Task requirements: Retype the stretch of lines that starts at the line containing "Convert this screenshot" and ends at the line containing "type Mosaic = string[][];", inclusive. Do not include pictures.

[START]

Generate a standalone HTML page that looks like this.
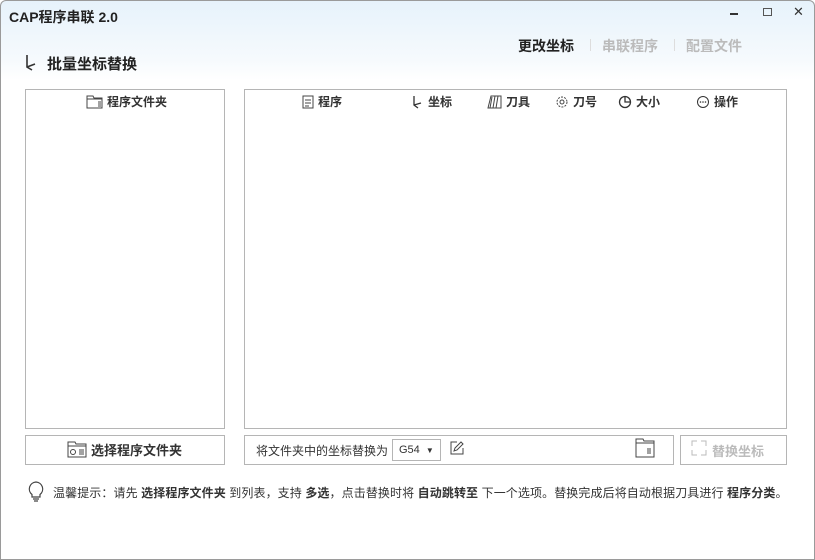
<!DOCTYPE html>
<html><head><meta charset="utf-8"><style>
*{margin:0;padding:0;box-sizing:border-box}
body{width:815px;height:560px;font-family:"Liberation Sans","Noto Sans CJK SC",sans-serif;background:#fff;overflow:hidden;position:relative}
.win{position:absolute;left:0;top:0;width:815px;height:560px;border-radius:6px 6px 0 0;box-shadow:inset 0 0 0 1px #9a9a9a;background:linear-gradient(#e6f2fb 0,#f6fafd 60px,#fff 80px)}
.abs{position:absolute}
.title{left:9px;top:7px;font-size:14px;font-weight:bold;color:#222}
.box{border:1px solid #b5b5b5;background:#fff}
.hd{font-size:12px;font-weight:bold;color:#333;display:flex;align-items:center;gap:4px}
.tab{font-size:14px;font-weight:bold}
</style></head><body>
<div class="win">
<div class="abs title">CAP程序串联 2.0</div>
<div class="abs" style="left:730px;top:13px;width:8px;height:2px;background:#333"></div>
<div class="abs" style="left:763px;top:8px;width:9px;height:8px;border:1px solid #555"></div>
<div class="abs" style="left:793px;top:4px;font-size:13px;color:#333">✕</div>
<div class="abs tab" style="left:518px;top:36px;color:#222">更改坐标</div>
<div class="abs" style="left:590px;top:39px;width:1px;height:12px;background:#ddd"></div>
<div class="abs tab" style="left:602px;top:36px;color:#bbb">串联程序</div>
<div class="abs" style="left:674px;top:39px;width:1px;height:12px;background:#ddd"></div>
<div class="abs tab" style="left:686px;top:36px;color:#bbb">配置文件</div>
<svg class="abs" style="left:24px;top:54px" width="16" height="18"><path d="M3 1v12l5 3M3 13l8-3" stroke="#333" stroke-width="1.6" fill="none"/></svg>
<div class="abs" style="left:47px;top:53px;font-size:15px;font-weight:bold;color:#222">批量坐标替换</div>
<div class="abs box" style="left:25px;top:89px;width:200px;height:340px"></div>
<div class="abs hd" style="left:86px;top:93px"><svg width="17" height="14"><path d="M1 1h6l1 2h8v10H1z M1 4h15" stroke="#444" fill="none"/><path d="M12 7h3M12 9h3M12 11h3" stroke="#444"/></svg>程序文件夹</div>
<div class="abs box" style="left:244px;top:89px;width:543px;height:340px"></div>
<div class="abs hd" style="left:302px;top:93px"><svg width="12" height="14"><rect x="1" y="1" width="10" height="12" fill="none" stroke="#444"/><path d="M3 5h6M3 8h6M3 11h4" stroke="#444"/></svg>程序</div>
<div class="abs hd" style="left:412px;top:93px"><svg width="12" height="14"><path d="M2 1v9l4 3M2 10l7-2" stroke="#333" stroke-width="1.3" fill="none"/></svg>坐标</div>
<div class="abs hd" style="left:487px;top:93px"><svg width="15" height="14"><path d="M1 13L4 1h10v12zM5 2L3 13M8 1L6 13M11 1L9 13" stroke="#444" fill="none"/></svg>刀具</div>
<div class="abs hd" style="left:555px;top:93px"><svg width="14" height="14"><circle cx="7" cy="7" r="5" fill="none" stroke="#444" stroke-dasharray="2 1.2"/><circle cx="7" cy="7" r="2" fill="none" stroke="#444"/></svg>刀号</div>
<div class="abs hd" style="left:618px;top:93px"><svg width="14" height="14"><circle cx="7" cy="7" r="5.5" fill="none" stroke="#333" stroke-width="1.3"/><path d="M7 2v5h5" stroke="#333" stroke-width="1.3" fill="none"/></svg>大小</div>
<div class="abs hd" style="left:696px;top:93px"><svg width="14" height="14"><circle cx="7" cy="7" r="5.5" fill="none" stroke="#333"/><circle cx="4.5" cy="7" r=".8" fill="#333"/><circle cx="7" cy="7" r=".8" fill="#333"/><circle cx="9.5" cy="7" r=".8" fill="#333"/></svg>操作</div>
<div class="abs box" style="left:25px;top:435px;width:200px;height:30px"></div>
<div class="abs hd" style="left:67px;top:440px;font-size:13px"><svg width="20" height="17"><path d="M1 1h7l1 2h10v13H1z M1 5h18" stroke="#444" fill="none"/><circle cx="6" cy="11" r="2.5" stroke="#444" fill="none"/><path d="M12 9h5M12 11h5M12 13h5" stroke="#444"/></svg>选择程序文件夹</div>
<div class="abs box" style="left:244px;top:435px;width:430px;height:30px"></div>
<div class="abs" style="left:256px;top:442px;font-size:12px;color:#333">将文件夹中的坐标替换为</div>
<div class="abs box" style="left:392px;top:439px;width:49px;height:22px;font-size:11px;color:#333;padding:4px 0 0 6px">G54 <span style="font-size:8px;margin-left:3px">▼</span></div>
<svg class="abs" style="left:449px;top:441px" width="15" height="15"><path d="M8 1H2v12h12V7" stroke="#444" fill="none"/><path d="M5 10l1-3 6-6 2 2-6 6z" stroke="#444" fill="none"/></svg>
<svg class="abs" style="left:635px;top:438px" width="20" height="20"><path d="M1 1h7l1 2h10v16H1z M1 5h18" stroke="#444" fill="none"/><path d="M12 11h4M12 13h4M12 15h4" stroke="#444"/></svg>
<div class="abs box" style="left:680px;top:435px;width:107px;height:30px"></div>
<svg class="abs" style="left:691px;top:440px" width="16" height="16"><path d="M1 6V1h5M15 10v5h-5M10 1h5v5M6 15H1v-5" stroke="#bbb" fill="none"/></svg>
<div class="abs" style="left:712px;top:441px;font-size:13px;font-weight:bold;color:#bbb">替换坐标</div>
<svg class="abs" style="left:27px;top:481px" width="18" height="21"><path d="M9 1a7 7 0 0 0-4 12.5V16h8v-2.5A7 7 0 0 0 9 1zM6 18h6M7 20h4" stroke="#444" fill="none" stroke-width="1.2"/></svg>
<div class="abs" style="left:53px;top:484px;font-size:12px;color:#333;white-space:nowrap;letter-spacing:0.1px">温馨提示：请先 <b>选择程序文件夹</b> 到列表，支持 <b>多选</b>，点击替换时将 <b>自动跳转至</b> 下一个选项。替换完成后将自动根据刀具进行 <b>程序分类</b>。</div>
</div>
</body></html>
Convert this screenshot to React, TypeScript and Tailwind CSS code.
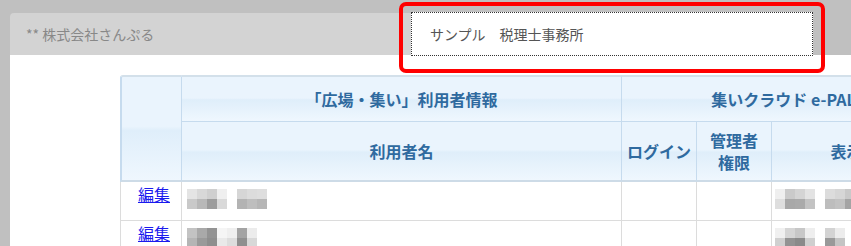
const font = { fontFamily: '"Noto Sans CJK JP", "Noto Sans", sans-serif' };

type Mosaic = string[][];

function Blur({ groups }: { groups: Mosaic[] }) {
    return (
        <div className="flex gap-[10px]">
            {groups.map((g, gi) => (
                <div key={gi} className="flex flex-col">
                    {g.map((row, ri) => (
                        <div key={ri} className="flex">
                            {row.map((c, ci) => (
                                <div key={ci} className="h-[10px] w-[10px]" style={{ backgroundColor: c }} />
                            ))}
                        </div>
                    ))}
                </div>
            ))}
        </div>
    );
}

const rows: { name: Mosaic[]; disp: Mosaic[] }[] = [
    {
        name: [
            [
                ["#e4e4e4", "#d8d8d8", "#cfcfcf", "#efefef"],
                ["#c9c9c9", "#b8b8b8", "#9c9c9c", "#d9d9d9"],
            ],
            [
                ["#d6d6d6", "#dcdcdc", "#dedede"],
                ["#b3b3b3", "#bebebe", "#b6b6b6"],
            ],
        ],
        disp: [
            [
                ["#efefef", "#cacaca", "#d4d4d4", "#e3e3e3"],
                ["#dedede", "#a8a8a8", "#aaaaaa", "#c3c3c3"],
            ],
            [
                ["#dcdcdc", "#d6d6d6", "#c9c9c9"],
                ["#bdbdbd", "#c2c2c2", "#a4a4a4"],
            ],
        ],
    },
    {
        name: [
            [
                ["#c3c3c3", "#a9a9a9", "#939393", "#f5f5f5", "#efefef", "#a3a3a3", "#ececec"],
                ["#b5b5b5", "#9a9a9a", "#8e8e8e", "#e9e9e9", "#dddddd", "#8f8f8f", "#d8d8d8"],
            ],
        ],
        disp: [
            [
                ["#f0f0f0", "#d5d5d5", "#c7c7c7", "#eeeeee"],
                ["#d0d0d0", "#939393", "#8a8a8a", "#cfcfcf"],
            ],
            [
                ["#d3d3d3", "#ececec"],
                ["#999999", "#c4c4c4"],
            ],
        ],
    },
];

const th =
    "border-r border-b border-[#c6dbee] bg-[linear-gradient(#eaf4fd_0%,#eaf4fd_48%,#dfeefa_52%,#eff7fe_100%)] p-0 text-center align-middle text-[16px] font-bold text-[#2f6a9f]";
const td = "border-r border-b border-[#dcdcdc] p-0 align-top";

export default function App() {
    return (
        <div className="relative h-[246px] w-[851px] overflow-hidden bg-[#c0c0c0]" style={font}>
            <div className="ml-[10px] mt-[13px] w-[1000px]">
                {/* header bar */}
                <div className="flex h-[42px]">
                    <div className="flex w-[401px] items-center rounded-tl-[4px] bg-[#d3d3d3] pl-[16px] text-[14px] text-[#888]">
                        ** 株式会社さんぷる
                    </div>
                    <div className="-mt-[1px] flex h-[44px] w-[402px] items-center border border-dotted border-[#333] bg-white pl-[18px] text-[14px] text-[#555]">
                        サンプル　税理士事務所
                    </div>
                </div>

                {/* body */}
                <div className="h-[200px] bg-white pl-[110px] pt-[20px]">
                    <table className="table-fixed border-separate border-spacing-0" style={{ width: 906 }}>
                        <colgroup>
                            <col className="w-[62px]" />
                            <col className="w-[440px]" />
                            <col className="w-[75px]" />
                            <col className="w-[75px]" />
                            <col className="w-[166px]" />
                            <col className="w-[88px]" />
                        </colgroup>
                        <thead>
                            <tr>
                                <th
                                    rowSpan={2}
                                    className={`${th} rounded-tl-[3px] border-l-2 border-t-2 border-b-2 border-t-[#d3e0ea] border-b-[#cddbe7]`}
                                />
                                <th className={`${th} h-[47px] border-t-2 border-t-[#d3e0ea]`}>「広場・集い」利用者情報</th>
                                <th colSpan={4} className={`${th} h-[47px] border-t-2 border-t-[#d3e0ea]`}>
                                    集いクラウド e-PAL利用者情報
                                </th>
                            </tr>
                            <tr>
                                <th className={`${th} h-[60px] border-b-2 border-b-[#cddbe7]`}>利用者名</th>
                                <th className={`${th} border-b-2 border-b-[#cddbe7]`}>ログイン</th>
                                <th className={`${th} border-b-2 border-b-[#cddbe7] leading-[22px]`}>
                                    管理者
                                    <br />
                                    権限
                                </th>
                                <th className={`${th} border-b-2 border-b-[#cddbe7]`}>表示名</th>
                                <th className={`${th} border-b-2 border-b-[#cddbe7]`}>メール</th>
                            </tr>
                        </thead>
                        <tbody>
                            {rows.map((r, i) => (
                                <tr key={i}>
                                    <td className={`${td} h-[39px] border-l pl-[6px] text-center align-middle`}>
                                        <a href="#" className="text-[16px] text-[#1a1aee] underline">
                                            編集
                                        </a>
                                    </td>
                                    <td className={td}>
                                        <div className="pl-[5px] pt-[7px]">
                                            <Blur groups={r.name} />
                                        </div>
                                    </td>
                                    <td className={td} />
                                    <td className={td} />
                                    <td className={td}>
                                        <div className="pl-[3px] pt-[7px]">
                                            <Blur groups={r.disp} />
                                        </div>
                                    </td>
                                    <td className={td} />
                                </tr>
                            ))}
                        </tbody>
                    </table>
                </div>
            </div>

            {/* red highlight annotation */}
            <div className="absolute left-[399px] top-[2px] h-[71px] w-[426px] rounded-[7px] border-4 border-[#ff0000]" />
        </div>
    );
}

[END]
[START]

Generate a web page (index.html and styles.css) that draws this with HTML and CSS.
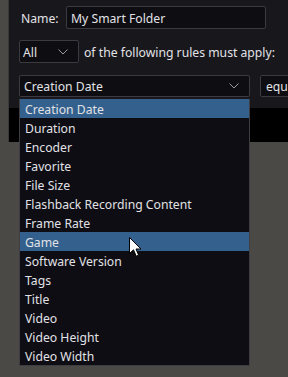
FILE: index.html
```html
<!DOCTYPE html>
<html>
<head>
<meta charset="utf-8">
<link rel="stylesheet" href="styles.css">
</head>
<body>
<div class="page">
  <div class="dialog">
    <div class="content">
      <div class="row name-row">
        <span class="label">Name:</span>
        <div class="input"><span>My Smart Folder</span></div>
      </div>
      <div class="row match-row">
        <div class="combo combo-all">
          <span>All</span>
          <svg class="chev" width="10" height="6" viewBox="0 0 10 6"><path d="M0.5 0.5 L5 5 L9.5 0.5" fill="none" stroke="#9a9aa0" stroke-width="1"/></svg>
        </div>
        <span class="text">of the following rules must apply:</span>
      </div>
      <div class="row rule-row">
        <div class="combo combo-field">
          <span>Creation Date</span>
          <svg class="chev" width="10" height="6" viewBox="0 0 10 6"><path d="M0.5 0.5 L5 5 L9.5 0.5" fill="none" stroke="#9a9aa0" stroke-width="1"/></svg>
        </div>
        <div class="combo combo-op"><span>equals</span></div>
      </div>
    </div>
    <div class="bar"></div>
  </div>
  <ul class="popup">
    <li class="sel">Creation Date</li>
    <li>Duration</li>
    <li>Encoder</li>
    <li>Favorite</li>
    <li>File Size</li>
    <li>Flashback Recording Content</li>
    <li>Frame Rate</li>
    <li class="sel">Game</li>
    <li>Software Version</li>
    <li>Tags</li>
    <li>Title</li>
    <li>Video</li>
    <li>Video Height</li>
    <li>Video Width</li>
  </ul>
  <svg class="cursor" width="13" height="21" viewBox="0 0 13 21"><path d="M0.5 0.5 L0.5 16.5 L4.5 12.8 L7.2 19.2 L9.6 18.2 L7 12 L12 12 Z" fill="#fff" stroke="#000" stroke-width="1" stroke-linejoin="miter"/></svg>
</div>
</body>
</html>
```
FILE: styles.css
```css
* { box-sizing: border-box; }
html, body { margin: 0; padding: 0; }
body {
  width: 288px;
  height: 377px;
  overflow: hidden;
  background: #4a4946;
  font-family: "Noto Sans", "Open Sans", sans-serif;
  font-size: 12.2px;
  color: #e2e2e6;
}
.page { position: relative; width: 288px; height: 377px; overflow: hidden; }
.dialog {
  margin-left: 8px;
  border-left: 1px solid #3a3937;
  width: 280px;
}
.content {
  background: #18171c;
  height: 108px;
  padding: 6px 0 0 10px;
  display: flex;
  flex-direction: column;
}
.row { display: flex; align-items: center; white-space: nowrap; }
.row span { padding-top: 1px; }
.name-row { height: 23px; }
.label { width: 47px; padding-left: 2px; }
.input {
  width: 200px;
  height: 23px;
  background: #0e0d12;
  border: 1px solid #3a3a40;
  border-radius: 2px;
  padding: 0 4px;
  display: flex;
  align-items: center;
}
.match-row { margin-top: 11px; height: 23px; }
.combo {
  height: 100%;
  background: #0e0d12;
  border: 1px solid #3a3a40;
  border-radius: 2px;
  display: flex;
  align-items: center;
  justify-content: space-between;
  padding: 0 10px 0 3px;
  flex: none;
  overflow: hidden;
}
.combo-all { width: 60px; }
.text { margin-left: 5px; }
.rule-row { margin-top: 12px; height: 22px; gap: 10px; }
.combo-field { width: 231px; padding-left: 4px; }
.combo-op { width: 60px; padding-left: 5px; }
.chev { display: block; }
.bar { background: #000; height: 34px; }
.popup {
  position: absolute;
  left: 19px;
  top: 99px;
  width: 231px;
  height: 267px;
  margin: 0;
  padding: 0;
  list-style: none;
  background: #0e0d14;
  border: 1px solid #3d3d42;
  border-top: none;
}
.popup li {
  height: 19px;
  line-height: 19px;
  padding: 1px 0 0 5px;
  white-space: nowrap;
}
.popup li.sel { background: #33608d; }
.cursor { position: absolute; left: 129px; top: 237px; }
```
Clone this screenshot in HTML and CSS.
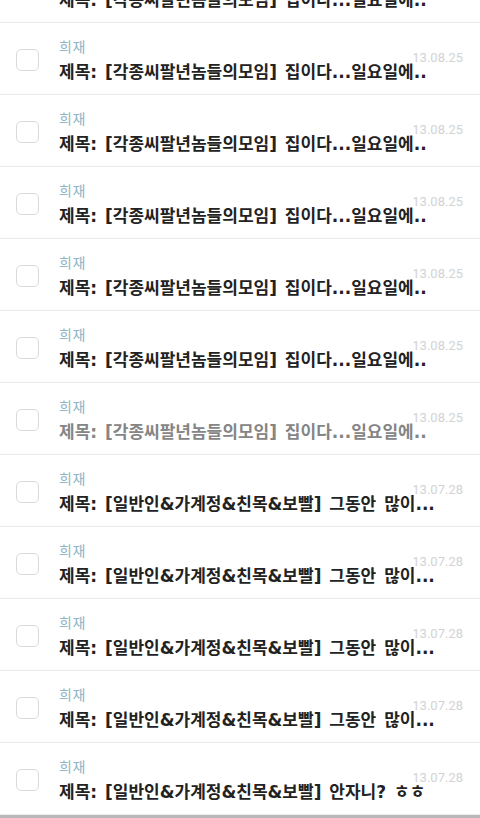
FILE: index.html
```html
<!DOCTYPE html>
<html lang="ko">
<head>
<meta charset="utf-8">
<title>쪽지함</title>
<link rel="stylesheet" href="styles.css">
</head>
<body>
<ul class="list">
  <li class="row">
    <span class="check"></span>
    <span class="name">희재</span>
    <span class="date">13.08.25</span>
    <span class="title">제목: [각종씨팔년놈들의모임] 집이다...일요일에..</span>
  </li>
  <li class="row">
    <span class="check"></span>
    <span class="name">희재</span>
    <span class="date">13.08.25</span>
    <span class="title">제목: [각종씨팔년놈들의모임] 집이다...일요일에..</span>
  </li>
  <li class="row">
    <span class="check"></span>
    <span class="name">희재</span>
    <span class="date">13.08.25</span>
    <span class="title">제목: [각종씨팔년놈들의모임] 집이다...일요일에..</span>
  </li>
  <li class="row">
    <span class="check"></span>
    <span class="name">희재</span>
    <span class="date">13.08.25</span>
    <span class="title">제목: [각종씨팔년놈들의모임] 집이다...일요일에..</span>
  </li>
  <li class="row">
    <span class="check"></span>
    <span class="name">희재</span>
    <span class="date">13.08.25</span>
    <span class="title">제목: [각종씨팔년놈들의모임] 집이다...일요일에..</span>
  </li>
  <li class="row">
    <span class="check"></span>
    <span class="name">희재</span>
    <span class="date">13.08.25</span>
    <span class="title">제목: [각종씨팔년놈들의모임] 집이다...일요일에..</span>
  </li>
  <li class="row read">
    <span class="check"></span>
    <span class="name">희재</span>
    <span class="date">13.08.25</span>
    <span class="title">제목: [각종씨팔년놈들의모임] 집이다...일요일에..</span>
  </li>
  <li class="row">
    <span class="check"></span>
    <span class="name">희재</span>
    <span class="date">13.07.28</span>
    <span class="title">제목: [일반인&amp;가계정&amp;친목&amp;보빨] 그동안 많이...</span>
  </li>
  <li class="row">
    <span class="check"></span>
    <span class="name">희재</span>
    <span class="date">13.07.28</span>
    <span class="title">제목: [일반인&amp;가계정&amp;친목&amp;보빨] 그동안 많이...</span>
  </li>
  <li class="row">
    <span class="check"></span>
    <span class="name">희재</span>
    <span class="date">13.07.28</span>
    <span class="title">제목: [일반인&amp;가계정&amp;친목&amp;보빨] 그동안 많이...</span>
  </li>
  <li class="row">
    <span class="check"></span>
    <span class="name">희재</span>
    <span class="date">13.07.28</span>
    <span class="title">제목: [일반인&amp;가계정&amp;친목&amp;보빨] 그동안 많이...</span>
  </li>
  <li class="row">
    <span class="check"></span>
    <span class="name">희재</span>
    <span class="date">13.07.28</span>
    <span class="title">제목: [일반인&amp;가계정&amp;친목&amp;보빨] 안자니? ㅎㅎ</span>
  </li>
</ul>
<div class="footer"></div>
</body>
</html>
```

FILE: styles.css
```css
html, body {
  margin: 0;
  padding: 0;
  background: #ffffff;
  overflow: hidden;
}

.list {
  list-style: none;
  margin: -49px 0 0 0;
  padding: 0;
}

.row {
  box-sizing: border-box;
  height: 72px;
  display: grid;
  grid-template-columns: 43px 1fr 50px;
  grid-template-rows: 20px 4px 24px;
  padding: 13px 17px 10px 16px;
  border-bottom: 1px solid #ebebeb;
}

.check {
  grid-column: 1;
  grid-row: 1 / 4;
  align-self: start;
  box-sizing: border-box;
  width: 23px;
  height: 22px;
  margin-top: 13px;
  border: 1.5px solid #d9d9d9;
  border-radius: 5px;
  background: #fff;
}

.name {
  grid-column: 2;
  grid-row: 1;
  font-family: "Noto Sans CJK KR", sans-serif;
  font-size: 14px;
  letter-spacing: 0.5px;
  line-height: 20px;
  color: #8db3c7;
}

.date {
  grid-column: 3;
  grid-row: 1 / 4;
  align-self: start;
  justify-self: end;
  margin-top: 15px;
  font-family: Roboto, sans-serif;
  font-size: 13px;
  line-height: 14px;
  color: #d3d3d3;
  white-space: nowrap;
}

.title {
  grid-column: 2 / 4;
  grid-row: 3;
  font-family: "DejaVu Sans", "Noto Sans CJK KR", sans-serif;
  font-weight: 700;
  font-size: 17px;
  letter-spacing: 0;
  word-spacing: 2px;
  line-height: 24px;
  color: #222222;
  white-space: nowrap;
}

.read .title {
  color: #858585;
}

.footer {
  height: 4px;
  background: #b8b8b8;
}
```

[END]
[START]

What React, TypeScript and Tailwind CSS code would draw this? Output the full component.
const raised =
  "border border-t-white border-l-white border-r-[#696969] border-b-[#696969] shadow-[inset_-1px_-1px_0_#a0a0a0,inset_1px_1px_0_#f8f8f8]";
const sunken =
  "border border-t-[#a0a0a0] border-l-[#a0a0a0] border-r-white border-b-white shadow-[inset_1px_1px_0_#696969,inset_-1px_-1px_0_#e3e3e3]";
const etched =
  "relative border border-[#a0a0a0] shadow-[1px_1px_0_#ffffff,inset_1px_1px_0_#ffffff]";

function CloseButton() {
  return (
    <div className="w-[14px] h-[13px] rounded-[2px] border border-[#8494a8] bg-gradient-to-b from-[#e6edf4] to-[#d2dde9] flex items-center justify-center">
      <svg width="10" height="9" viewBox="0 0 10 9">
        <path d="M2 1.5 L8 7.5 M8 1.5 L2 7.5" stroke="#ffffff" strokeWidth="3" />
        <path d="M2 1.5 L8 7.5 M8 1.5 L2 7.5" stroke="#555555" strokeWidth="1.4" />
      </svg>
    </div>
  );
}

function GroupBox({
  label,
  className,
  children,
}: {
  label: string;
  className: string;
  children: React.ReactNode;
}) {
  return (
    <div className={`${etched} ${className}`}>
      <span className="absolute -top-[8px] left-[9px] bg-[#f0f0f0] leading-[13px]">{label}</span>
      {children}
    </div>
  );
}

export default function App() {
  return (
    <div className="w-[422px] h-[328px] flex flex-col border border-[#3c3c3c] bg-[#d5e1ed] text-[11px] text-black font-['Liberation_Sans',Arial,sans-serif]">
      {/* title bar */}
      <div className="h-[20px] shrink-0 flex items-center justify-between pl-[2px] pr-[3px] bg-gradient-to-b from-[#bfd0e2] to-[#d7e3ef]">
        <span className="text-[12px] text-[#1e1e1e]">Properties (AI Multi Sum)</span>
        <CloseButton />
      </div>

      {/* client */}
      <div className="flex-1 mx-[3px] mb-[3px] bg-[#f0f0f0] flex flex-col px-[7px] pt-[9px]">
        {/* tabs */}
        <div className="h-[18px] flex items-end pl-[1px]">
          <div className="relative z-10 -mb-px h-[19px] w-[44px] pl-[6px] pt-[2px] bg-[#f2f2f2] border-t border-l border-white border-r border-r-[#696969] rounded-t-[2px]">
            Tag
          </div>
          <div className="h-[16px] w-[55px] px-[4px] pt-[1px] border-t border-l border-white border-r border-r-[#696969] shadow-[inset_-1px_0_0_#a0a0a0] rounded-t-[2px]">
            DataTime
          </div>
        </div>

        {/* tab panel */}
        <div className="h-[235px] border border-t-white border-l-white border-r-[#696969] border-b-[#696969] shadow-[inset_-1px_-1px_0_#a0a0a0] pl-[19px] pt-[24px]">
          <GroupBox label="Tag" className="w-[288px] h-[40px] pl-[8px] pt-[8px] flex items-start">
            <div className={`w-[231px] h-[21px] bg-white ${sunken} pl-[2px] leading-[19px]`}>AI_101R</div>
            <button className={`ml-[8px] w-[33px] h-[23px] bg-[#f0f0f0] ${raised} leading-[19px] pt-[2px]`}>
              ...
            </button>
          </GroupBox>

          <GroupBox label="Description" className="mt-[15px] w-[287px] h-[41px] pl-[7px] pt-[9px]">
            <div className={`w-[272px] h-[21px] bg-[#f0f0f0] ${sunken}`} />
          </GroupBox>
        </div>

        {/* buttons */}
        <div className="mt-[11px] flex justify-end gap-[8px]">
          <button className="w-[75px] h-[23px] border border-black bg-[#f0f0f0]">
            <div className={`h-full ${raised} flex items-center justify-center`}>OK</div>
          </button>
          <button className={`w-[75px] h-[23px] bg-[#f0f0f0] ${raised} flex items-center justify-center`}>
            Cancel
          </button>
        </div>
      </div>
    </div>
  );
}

[END]

Response to the exercise:
Convert this screenshot to React, TypeScript and Tailwind CSS code.
const font = { fontFamily: '"Noto Sans CJK JP", "Noto Sans", sans-serif' };

type Mosaic = string[][];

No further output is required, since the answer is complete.